À la fin du xe siècle le français se forma ; on écrivit en français au commencement du onzième ; mais ce français tenait encore plus du romain rustique que du français d’aujourd’hui. Le roman de Philomena, écrit au xe siècle en romain rustique, n’est pas dans une langue fort différente des lois normandes. On voit encore les origines celtes, latines et allemandes. Les mots qui signifient les parties du corps humain, ou des choses d’un usage journalier, et qui n’ont rien de commun avec le latin ou l’allemand, sont de l’ancien gaulois ou celte[1], comme tête, jambe, sabre, aller, pointe, parler, écouter, regarder, aboyer, crier, coutume, ensemble, et plusieurs autres de cette espèce. La plupart des termes de guerre étaient francs ou allemands : marche, halte, maréchal, bivouac, reître, lansquenet. Presque tout le reste est latin ; et les mots latins furent tous abrégés, selon l’usage et le génie des nations du Nord : ainsi de palatium, palais ; de lupus, loup ; d’Auguste, août ; de Junius, juin ; d’unctus, oint ; de purpura, pourpre ; de pretium, prix, etc.... À peine restait-il quelques vestiges de la langue grecque, qu’on avait si longtemps parlée à Marseille.

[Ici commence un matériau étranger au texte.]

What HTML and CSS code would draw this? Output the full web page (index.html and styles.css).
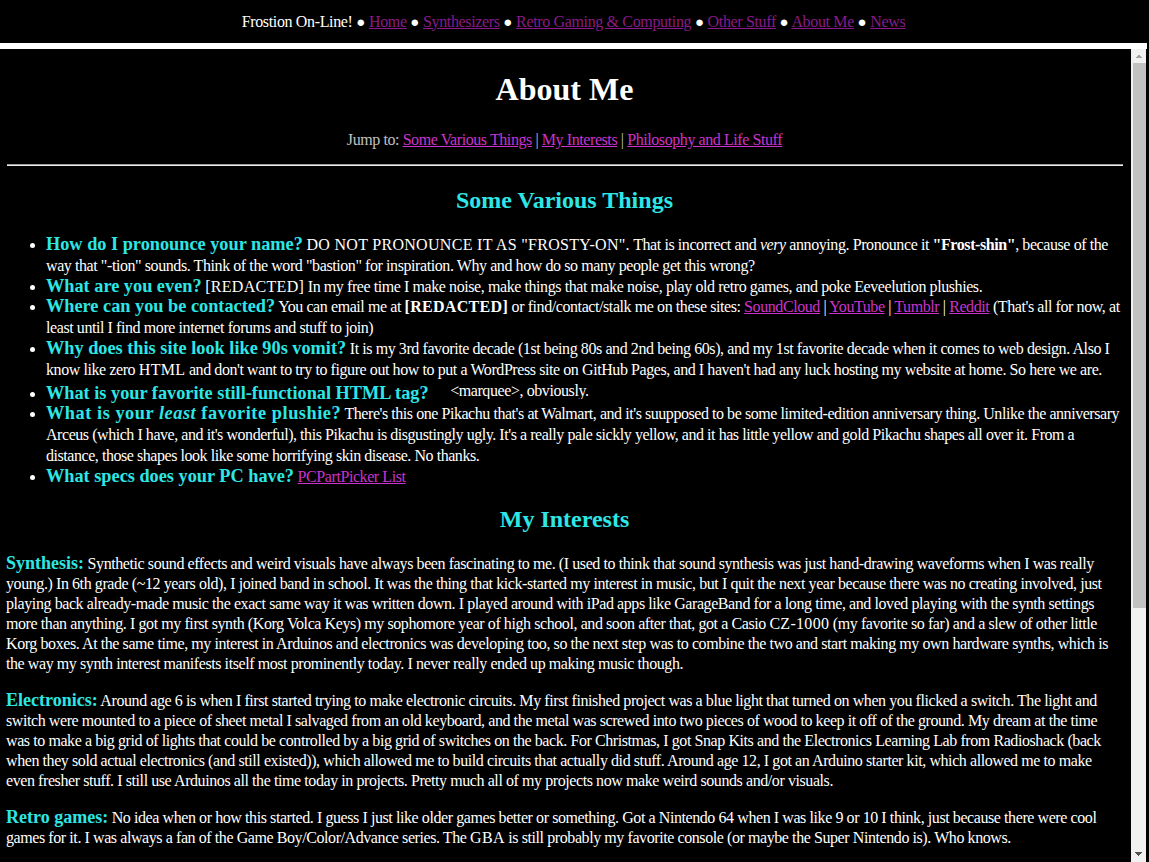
FILE: index.html
```html
<!DOCTYPE html>
<html>
<head>
<meta charset="utf-8">
<title>About Me - Frostion On-Line!</title>
<link rel="stylesheet" href="styles.css">
</head>
<body>
<div class="topbar">
  <div class="nav">Frostion On-Line! <span class="dot">●</span> <a href="#">Home</a> <span class="dot">●</span> <a href="#">Synthesizers</a> <span class="dot">●</span> <a href="#">Retro Gaming &amp; Computing</a> <span class="dot">●</span> <a href="#">Other Stuff</a> <span class="dot">●</span> <a href="#">About Me</a> <span class="dot">●</span> <a href="#">News</a></div>
</div>
<div class="frame">
  <div class="viewport">
    <div class="content">
      <h1 class="title">About Me</h1>
      <p class="jump">Jump to: <a href="#various">Some Various Things</a> | <a href="#interests">My Interests</a> | <a href="#philosophy">Philosophy and Life Stuff</a></p>
      <hr class="rule">
      <h2 class="section first" id="various">Some Various Things</h2>
      <ul class="faq">
        <li><b class="q">How do I pronounce your name?</b> <span class="caps">DO NOT PRONOUNCE IT AS "FROSTY-ON".</span> That is incorrect and <i>very</i> annoying. Pronounce it <b>"Frost-shin"</b>, because of the way that "-tion" sounds. Think of the word "bastion" for inspiration. Why and how do so many people get this wrong?</li>
        <li><b class="q">What are you even?</b> <span class="caps">[REDACTED]</span> In my free time I make noise, make things that make noise, play old retro games, and poke Eeveelution plushies.</li>
        <li><b class="q">Where can you be contacted?</b> You can email me at <b class="caps">[REDACTED]</b> or find/contact/stalk me on these sites: <a href="#">SoundCloud</a> | <a href="#">YouTube</a> | <a href="#">Tumblr</a> | <a href="#">Reddit</a> (That's all for now, at least until I find more internet forums and stuff to join)</li>
        <li><b class="q">Why does this site look like 90s vomit?</b> It is my 3rd favorite decade (1st being 80s and 2nd being 60s), and my 1st favorite decade when it comes to web design. Also I know like zero <span class="caps">HTML</span> and don't want to try to figure out how to put a WordPress site on GitHub Pages, and I haven't had any luck hosting my website at home. So here we are.</li>
        <li><b class="q">What is your favorite still-functional HTML tag?</b> <span class="marquee">&lt;marquee&gt;, obviously.</span></li>
        <li class="tight"><b class="q wide">What is your <i>least</i> favorite plushie?</b> There's this one Pikachu that's at Walmart, and it's suupposed to be some limited-edition anniversary thing. Unlike the anniversary Arceus (which I have, and it's wonderful), this Pikachu is disgustingly ugly. It's a really pale sickly yellow, and it has little yellow and gold Pikachu shapes all over it. From a distance, those shapes look like some horrifying skin disease. No thanks.</li>
        <li><b class="q">What specs does your PC have?</b> <a href="#">PCPartPicker List</a></li>
      </ul>
      <h2 class="section" id="interests">My Interests</h2>
      <p class="para"><b class="q">Synthesis:</b> Synthetic sound effects and weird visuals have always been fascinating to me. (I used to think that sound synthesis was just hand-drawing waveforms when I was really young.) In 6th grade (~12 years old), I joined band in school. It was the thing that kick-started my interest in music, but I quit the next year because there was no creating involved, just playing back already-made music the exact same way it was written down. I played around with iPad apps like GarageBand for a long time, and loved playing with the synth settings more than anything. I got my first synth (Korg Volca Keys) my sophomore year of high school, and soon after that, got a Casio <span class="caps">CZ-1000</span> (my favorite so far) and a slew of other little Korg boxes. At the same time, my interest in Arduinos and electronics was developing too, so the next step was to combine the two and start making my own hardware synths, which is the way my synth interest manifests itself most prominently today. I never really ended up making music though.</p>
      <p class="para"><b class="q">Electronics:</b> Around age 6 is when I first started trying to make electronic circuits. My first finished project was a blue light that turned on when you flicked a switch. The light and switch were mounted to a piece of sheet metal I salvaged from an old keyboard, and the metal was screwed into two pieces of wood to keep it off of the ground. My dream at the time was to make a big grid of lights that could be controlled by a big grid of switches on the back. For Christmas, I got Snap Kits and the Electronics Learning Lab from Radioshack (back when they sold actual electronics (and still existed)), which allowed me to build circuits that actually did stuff. Around age 12, I got an Arduino starter kit, which allowed me to make even fresher stuff. I still use Arduinos all the time today in projects. Pretty much all of my projects now make weird sounds and/or visuals.</p>
      <p class="para"><b class="q">Retro games:</b> No idea when or how this started. I guess I just like older games better or something. Got a Nintendo 64 when I was like 9 or 10 I think, just because there were cool games for it. I was always a fan of the Game Boy/Color/Advance series. The <span class="caps">GBA</span> is still probably my favorite console (or maybe the Super Nintendo is). Who knows.</p>
      <h2 class="section" id="philosophy">Philosophy and Life Stuff</h2>
    </div>
  </div>
  <div class="scrollbar">
    <div class="sb-btn sb-up"></div>
    <div class="sb-track"><div class="sb-thumb"></div></div>
    <div class="sb-btn sb-down"></div>
  </div>
</div>
</body>
</html>
```
FILE: styles.css
```css
html, body {
  margin: 0;
  padding: 0;
  background: #000;
  color: #fff;
  font-family: "Liberation Serif", "Times New Roman", serif;
  font-size: 16px;
  overflow: hidden;
}

.topbar {
  width: 1147px;
  height: 43px;
  display: flex;
  align-items: center;
  justify-content: center;
  border-bottom: 6px solid #fff;
}

.nav {
  letter-spacing: -0.35px;
}

.nav a {
  color: #8a1a8a;
}

.dot {
  font-size: 15px;
  letter-spacing: 0;
  color: #fff;
}

.frame {
  width: 1146px;
  height: 813px;
  display: flex;
}

.viewport {
  flex: 1;
  overflow: hidden;
}

.content {
  padding: 0 8px 0 6px;
  line-height: 20px;
  letter-spacing: -0.42px;
}

.content a {
  color: #cc33cc;
}

.caps {
  letter-spacing: 0.3px;
}

.title {
  font-size: 32px;
  line-height: 37px;
  letter-spacing: 0;
  text-align: center;
  margin: 22px 0 22px;
}

.jump {
  text-align: center;
  color: #c0c0c0;
  margin: 0 0 14px;
}

.rule {
  margin: 0 0 0 1px;
  border: 0;
  border-top: 1px solid #9a9a9a;
  border-bottom: 1px solid #eee;
}

.section {
  color: #2ee6e6;
  font-size: 24px;
  line-height: 28px;
  letter-spacing: 0;
  text-align: center;
  margin: 17px 0 20px;
}

.section.first {
  margin: 20px 0 21px;
}

.q {
  color: #2ee6e6;
  font-size: 18px;
  letter-spacing: 0;
}

.faq {
  margin: 0;
  padding-left: 40px;
}

.faq li {
  line-height: 20.8px;
}

.faq .q {
  font-size: 18.3px;
  line-height: 16px;
}

.faq .tight {
  letter-spacing: -0.45px;
}

.faq .q.wide {
  letter-spacing: 0.55px;
}

.marquee {
  display: inline-block;
  width: 660px;
  height: 18px;
  line-height: 20px;
  overflow: hidden;
  white-space: nowrap;
  padding-left: 18px;
}

.para {
  margin: 0 0 16px;
}

.scrollbar {
  width: 15px;
  background: #f1f1f1;
  display: flex;
  flex-direction: column;
}

.sb-btn {
  height: 14px;
  background-repeat: no-repeat;
  background-size: 4px 4px;
}

.sb-up {
  background-image: linear-gradient(to top left, #a3a3a3 50%, transparent 50%),
                    linear-gradient(to top right, #a3a3a3 50%, transparent 50%);
  background-position: 4px 5px, 8px 5px;
}

.sb-down {
  height: 15px;
  background-image: linear-gradient(to bottom left, #505050 50%, transparent 50%),
                    linear-gradient(to bottom right, #505050 50%, transparent 50%);
  background-position: 4px 5px, 8px 5px;
}

.sb-track {
  flex: 1;
}

.sb-thumb {
  height: 545px;
  margin-left: 2px;
  background: #c1c1c1;
}
```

On commença au xiie siècle à introduire dans la langue quelques termes de la philosophie d’Aristote ; et vers le xvie siècle, on exprima par des termes grecs toutes les parties du corps humain, leurs maladies, leurs remèdes : de là les mots de cardiaque, céphalique, podagre, apoplectique, asthmatique, iliaque, empyème, et tant d’autres. Quoique la langue s’enrichît alors du grec, et que depuis Charles VIII elle tirât beaucoup de secours de l’italien déjà perfectionné, cependant elle n’avait pas pris encore une consistance régulière. François Ier abolit l’ancien usage de plaider, de juger, de contracter en latin : usage qui attestait la barbarie d’une langue dont on n’osait se servir dans les actes publics ; usage pernicieux aux citoyens, dont le sort était réglé dans une langue qu’ils n’entendaient pas. On fut alors obligé de cultiver le français ; mais la langue n’était ni noble ni régulière. La syntaxe était abandonnée au caprice. Le génie de la conversation était tourné à la plaisanterie, la langue devint très-féconde en expressions burlesques et naïves, et très-stérile en termes nobles et harmonieux : de là vient que dans les dictionnaires de rimes on trouve vingt termes convenables à la poé-

  1. On trouve une critique de ce morceau dans l’Année littéraire, 1761, vi, 310-311. (B.). — Voyez Voltaire et ses Maîtres, page 288 et suiv.